→ Items
# # # # #

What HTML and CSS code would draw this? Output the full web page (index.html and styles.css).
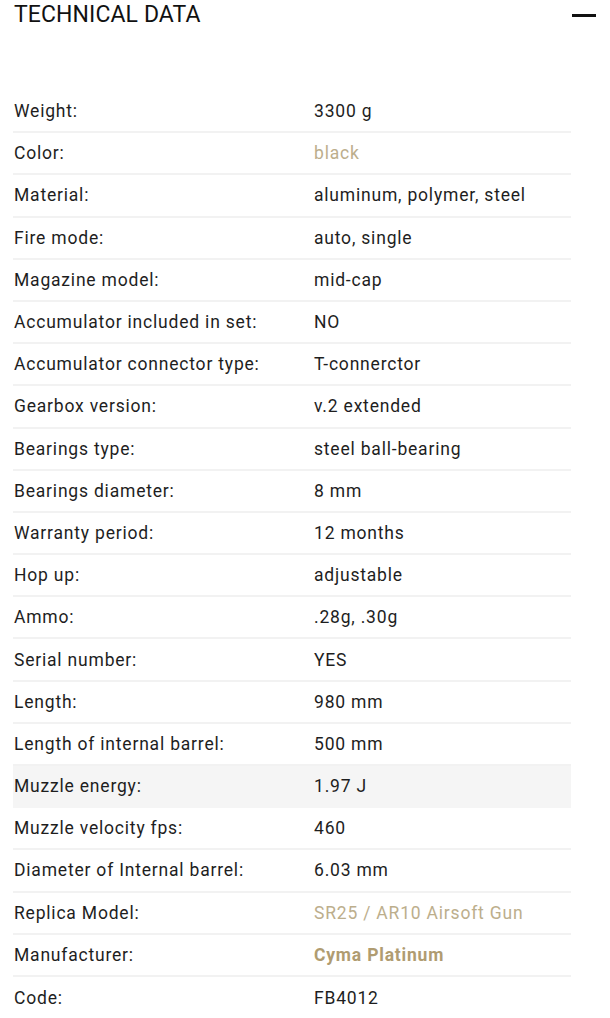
FILE: index.html
```html
<!DOCTYPE html>
<html lang="en">
<head>
<meta charset="utf-8">
<link rel="stylesheet" href="styles.css">
</head>
<body>
<div class="page">
  <div class="head">
    <h2 class="title">TECHNICAL DATA</h2>
    <span class="minus"></span>
  </div>
  <div class="table">
    <div class="row"><span class="k">Weight:</span><span class="v">3300 g</span></div>
    <div class="row"><span class="k">Color:</span><span class="v gold-light">black</span></div>
    <div class="row"><span class="k">Material:</span><span class="v">aluminum, polymer, steel</span></div>
    <div class="row"><span class="k">Fire mode:</span><span class="v">auto, single</span></div>
    <div class="row"><span class="k">Magazine model:</span><span class="v">mid-cap</span></div>
    <div class="row"><span class="k">Accumulator included in set:</span><span class="v">NO</span></div>
    <div class="row"><span class="k">Accumulator connector type:</span><span class="v">T-connerctor</span></div>
    <div class="row"><span class="k">Gearbox version:</span><span class="v">v.2 extended</span></div>
    <div class="row"><span class="k">Bearings type:</span><span class="v">steel ball-bearing</span></div>
    <div class="row"><span class="k">Bearings diameter:</span><span class="v">8 mm</span></div>
    <div class="row"><span class="k">Warranty period:</span><span class="v">12 months</span></div>
    <div class="row"><span class="k">Hop up:</span><span class="v">adjustable</span></div>
    <div class="row"><span class="k">Ammo:</span><span class="v">.28g, .30g</span></div>
    <div class="row"><span class="k">Serial number:</span><span class="v">YES</span></div>
    <div class="row"><span class="k">Length:</span><span class="v">980 mm</span></div>
    <div class="row"><span class="k">Length of internal barrel:</span><span class="v">500 mm</span></div>
    <div class="row hl"><span class="k">Muzzle energy:</span><span class="v">1.97 J</span></div>
    <div class="row"><span class="k">Muzzle velocity fps:</span><span class="v">460</span></div>
    <div class="row"><span class="k">Diameter of Internal barrel:</span><span class="v">6.03 mm</span></div>
    <div class="row"><span class="k">Replica Model:</span><span class="v gold-light">SR25 / AR10 Airsoft Gun</span></div>
    <div class="row"><span class="k">Manufacturer:</span><span class="v gold-bold">Cyma Platinum</span></div>
    <div class="row last"><span class="k">Code:</span><span class="v">FB4012</span></div>
  </div>
</div>
</body>
</html>
```

FILE: styles.css
```css
html, body {
  margin: 0;
  padding: 0;
  background: #ffffff;
}
.page {
  width: 610px;
  font-family: Roboto, "Noto Sans", sans-serif;
  color: #1e1e1e;
}
.head {
  display: flex;
  align-items: center;
  justify-content: space-between;
  height: 30px;
  padding: 0 14px 0 14px;
}
.title {
  margin: 0;
  font-family: Roboto, sans-serif;
  font-weight: 400;
  font-size: 23px;
  line-height: 30px;
  letter-spacing: 0.1px;
  color: #111;
}
.minus {
  width: 24px;
  height: 3px;
  background: #111;
}
.table {
  margin: 61px 39px 0 13px;
}
.row {
  display: flex;
  align-items: center;
  height: 42.2px;
  box-sizing: border-box;
  border-bottom: 2px solid #f2f2f2;
  font-size: 17.5px;
  letter-spacing: 0.8px;
}
.row.hl {
  background: #f5f5f5;
  border-bottom-color: #f5f5f5;
}
.row.last {
  border-bottom: none;
}
.k {
  width: 300px;
  padding-left: 1px;
}
.v {
  flex: 1;
}
.gold-light {
  color: #bcae8c;
}
.gold-bold {
  color: #b09c71;
  font-weight: 700;
}
```
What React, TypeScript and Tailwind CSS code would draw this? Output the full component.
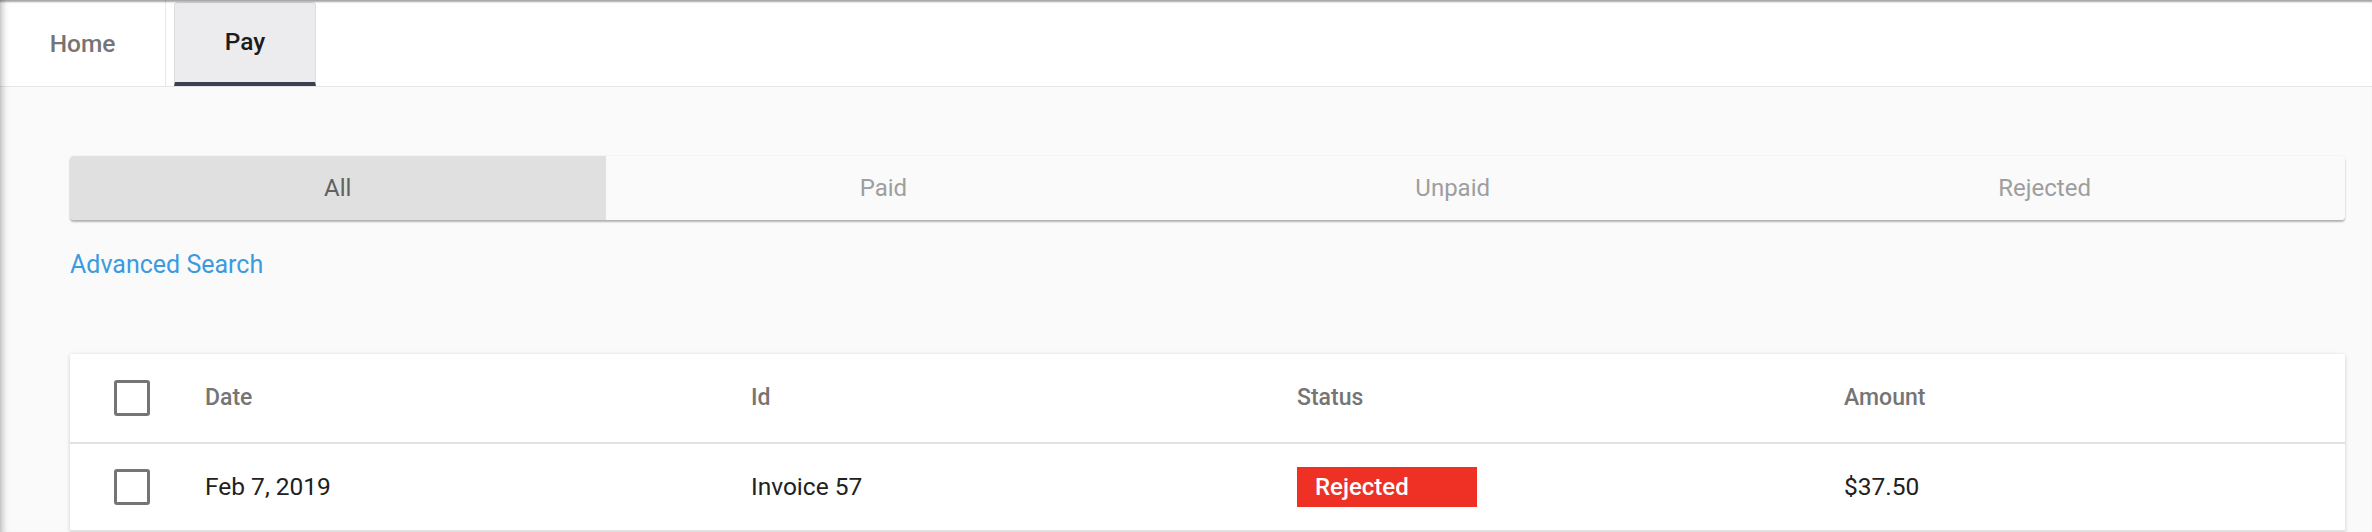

# # # # #

→ Description of the task
All of the material above should be reproduced exactly, except the pictures.

→ Solution to this exercise
What HTML and CSS code would draw this? Output the full web page (index.html and styles.css).
FILE: index.html
```html
<!DOCTYPE html>
<html lang="en">
<head>
<meta charset="utf-8">
<link rel="stylesheet" href="styles.css">
</head>
<body>
<div class="page">
  <div class="head">
    <h2 class="title">TECHNICAL DATA</h2>
    <span class="minus"></span>
  </div>
  <div class="table">
    <div class="row"><span class="k">Weight:</span><span class="v">3300 g</span></div>
    <div class="row"><span class="k">Color:</span><span class="v gold-light">black</span></div>
    <div class="row"><span class="k">Material:</span><span class="v">aluminum, polymer, steel</span></div>
    <div class="row"><span class="k">Fire mode:</span><span class="v">auto, single</span></div>
    <div class="row"><span class="k">Magazine model:</span><span class="v">mid-cap</span></div>
    <div class="row"><span class="k">Accumulator included in set:</span><span class="v">NO</span></div>
    <div class="row"><span class="k">Accumulator connector type:</span><span class="v">T-connerctor</span></div>
    <div class="row"><span class="k">Gearbox version:</span><span class="v">v.2 extended</span></div>
    <div class="row"><span class="k">Bearings type:</span><span class="v">steel ball-bearing</span></div>
    <div class="row"><span class="k">Bearings diameter:</span><span class="v">8 mm</span></div>
    <div class="row"><span class="k">Warranty period:</span><span class="v">12 months</span></div>
    <div class="row"><span class="k">Hop up:</span><span class="v">adjustable</span></div>
    <div class="row"><span class="k">Ammo:</span><span class="v">.28g, .30g</span></div>
    <div class="row"><span class="k">Serial number:</span><span class="v">YES</span></div>
    <div class="row"><span class="k">Length:</span><span class="v">980 mm</span></div>
    <div class="row"><span class="k">Length of internal barrel:</span><span class="v">500 mm</span></div>
    <div class="row hl"><span class="k">Muzzle energy:</span><span class="v">1.97 J</span></div>
    <div class="row"><span class="k">Muzzle velocity fps:</span><span class="v">460</span></div>
    <div class="row"><span class="k">Diameter of Internal barrel:</span><span class="v">6.03 mm</span></div>
    <div class="row"><span class="k">Replica Model:</span><span class="v gold-light">SR25 / AR10 Airsoft Gun</span></div>
    <div class="row"><span class="k">Manufacturer:</span><span class="v gold-bold">Cyma Platinum</span></div>
    <div class="row last"><span class="k">Code:</span><span class="v">FB4012</span></div>
  </div>
</div>
</body>
</html>
```

FILE: styles.css
```css
html, body {
  margin: 0;
  padding: 0;
  background: #ffffff;
}
.page {
  width: 610px;
  font-family: Roboto, "Noto Sans", sans-serif;
  color: #1e1e1e;
}
.head {
  display: flex;
  align-items: center;
  justify-content: space-between;
  height: 30px;
  padding: 0 14px 0 14px;
}
.title {
  margin: 0;
  font-family: Roboto, sans-serif;
  font-weight: 400;
  font-size: 23px;
  line-height: 30px;
  letter-spacing: 0.1px;
  color: #111;
}
.minus {
  width: 24px;
  height: 3px;
  background: #111;
}
.table {
  margin: 61px 39px 0 13px;
}
.row {
  display: flex;
  align-items: center;
  height: 42.2px;
  box-sizing: border-box;
  border-bottom: 2px solid #f2f2f2;
  font-size: 17.5px;
  letter-spacing: 0.8px;
}
.row.hl {
  background: #f5f5f5;
  border-bottom-color: #f5f5f5;
}
.row.last {
  border-bottom: none;
}
.k {
  width: 300px;
  padding-left: 1px;
}
.v {
  flex: 1;
}
.gold-light {
  color: #bcae8c;
}
.gold-bold {
  color: #b09c71;
  font-weight: 700;
}
```
What React, TypeScript and Tailwind CSS code would draw this? Output the full component.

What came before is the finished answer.